* EXERCISE BRIEF
Reproduce the listing below exactly. Pictures do not belong in the copy.

/---

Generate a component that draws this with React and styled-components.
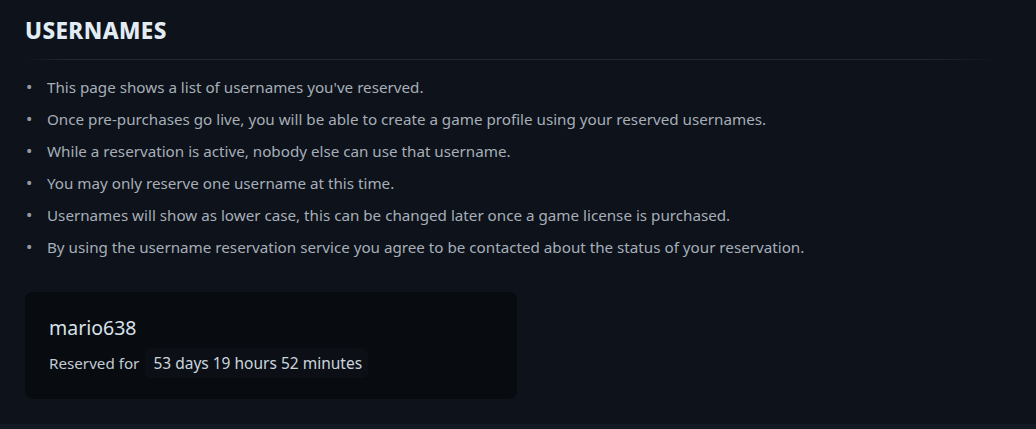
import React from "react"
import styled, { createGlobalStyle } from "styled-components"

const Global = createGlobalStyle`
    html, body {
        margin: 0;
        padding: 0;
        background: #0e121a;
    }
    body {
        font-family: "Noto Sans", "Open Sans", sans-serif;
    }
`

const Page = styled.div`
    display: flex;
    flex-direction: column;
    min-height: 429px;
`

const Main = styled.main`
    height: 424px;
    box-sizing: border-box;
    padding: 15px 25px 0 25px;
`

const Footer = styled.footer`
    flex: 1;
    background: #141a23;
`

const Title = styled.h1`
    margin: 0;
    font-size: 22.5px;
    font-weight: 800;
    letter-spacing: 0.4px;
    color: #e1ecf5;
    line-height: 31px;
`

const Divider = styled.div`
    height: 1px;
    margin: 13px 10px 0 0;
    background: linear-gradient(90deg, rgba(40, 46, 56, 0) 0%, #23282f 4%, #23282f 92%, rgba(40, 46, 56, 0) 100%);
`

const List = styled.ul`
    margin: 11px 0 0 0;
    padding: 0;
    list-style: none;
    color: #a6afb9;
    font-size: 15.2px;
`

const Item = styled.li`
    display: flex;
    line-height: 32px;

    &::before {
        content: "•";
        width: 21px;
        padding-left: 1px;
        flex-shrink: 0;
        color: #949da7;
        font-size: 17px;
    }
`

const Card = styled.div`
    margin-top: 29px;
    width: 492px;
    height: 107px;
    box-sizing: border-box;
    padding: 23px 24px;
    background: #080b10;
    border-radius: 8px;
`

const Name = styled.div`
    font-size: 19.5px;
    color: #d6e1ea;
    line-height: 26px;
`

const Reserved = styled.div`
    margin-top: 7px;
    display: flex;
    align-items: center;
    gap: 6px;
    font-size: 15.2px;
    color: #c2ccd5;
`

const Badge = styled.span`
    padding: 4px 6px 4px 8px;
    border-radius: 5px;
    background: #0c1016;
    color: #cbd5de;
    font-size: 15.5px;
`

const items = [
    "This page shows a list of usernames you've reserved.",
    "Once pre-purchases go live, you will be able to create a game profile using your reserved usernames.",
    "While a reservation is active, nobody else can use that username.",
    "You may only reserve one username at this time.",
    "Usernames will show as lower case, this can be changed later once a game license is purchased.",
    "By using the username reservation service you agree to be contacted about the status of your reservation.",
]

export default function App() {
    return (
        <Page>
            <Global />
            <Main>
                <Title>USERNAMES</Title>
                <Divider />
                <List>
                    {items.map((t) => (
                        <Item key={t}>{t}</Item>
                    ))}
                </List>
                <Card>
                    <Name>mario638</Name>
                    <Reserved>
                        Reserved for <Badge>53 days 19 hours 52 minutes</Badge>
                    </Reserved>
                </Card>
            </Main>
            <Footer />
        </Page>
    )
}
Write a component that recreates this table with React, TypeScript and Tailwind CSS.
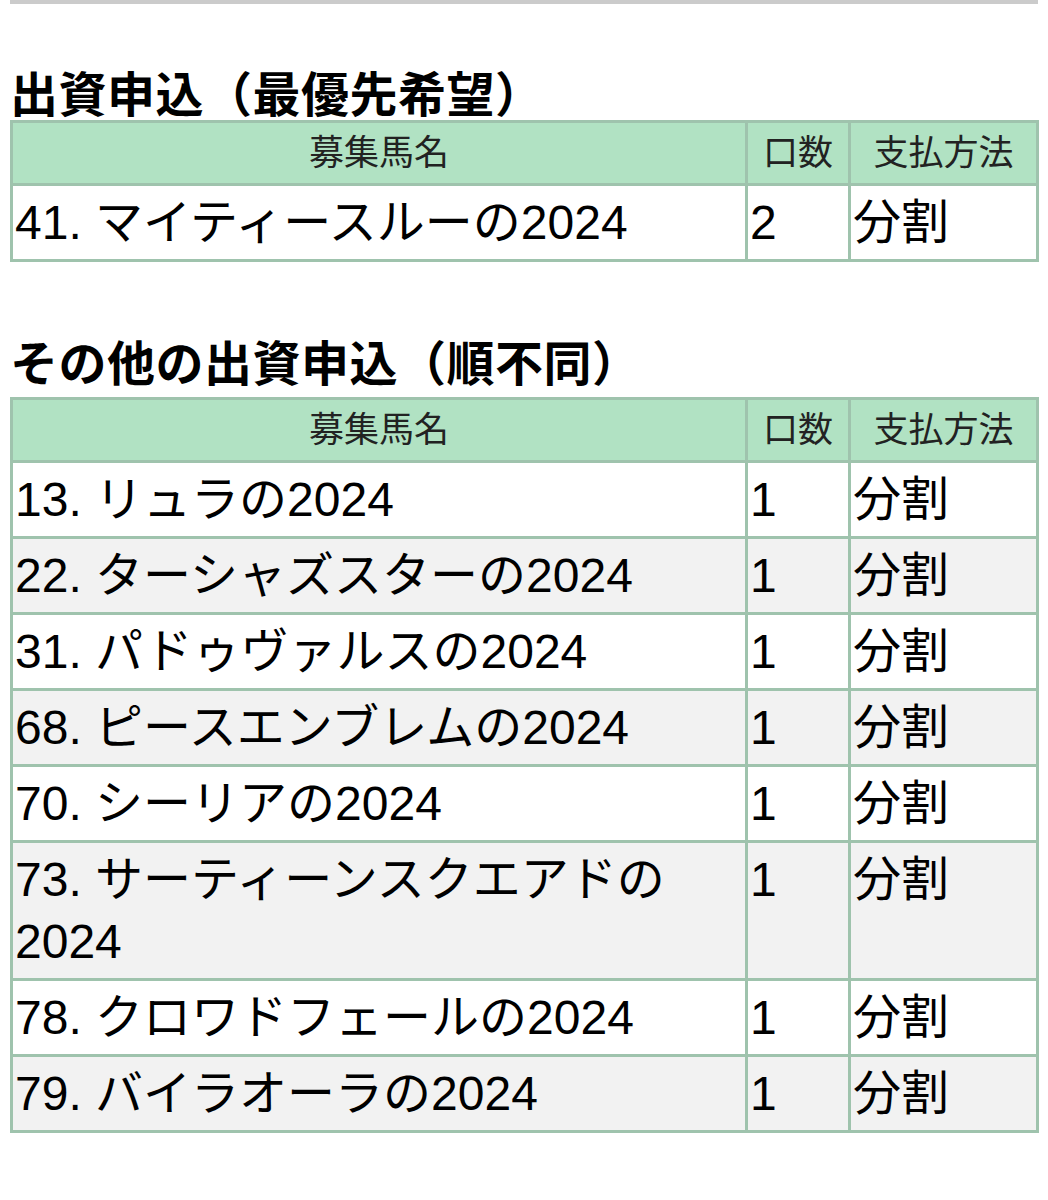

\---

* OUTPUT FOR THIS TASK
Generate a component that draws this with React and styled-components.
import React from "react"
import styled, { createGlobalStyle } from "styled-components"

const Global = createGlobalStyle`
    html, body {
        margin: 0;
        padding: 0;
        background: #0e121a;
    }
    body {
        font-family: "Noto Sans", "Open Sans", sans-serif;
    }
`

const Page = styled.div`
    display: flex;
    flex-direction: column;
    min-height: 429px;
`

const Main = styled.main`
    height: 424px;
    box-sizing: border-box;
    padding: 15px 25px 0 25px;
`

const Footer = styled.footer`
    flex: 1;
    background: #141a23;
`

const Title = styled.h1`
    margin: 0;
    font-size: 22.5px;
    font-weight: 800;
    letter-spacing: 0.4px;
    color: #e1ecf5;
    line-height: 31px;
`

const Divider = styled.div`
    height: 1px;
    margin: 13px 10px 0 0;
    background: linear-gradient(90deg, rgba(40, 46, 56, 0) 0%, #23282f 4%, #23282f 92%, rgba(40, 46, 56, 0) 100%);
`

const List = styled.ul`
    margin: 11px 0 0 0;
    padding: 0;
    list-style: none;
    color: #a6afb9;
    font-size: 15.2px;
`

const Item = styled.li`
    display: flex;
    line-height: 32px;

    &::before {
        content: "•";
        width: 21px;
        padding-left: 1px;
        flex-shrink: 0;
        color: #949da7;
        font-size: 17px;
    }
`

const Card = styled.div`
    margin-top: 29px;
    width: 492px;
    height: 107px;
    box-sizing: border-box;
    padding: 23px 24px;
    background: #080b10;
    border-radius: 8px;
`

const Name = styled.div`
    font-size: 19.5px;
    color: #d6e1ea;
    line-height: 26px;
`

const Reserved = styled.div`
    margin-top: 7px;
    display: flex;
    align-items: center;
    gap: 6px;
    font-size: 15.2px;
    color: #c2ccd5;
`

const Badge = styled.span`
    padding: 4px 6px 4px 8px;
    border-radius: 5px;
    background: #0c1016;
    color: #cbd5de;
    font-size: 15.5px;
`

const items = [
    "This page shows a list of usernames you've reserved.",
    "Once pre-purchases go live, you will be able to create a game profile using your reserved usernames.",
    "While a reservation is active, nobody else can use that username.",
    "You may only reserve one username at this time.",
    "Usernames will show as lower case, this can be changed later once a game license is purchased.",
    "By using the username reservation service you agree to be contacted about the status of your reservation.",
]

export default function App() {
    return (
        <Page>
            <Global />
            <Main>
                <Title>USERNAMES</Title>
                <Divider />
                <List>
                    {items.map((t) => (
                        <Item key={t}>{t}</Item>
                    ))}
                </List>
                <Card>
                    <Name>mario638</Name>
                    <Reserved>
                        Reserved for <Badge>53 days 19 hours 52 minutes</Badge>
                    </Reserved>
                </Card>
            </Main>
            <Footer />
        </Page>
    )
}
Write a component that recreates this table with React, TypeScript and Tailwind CSS.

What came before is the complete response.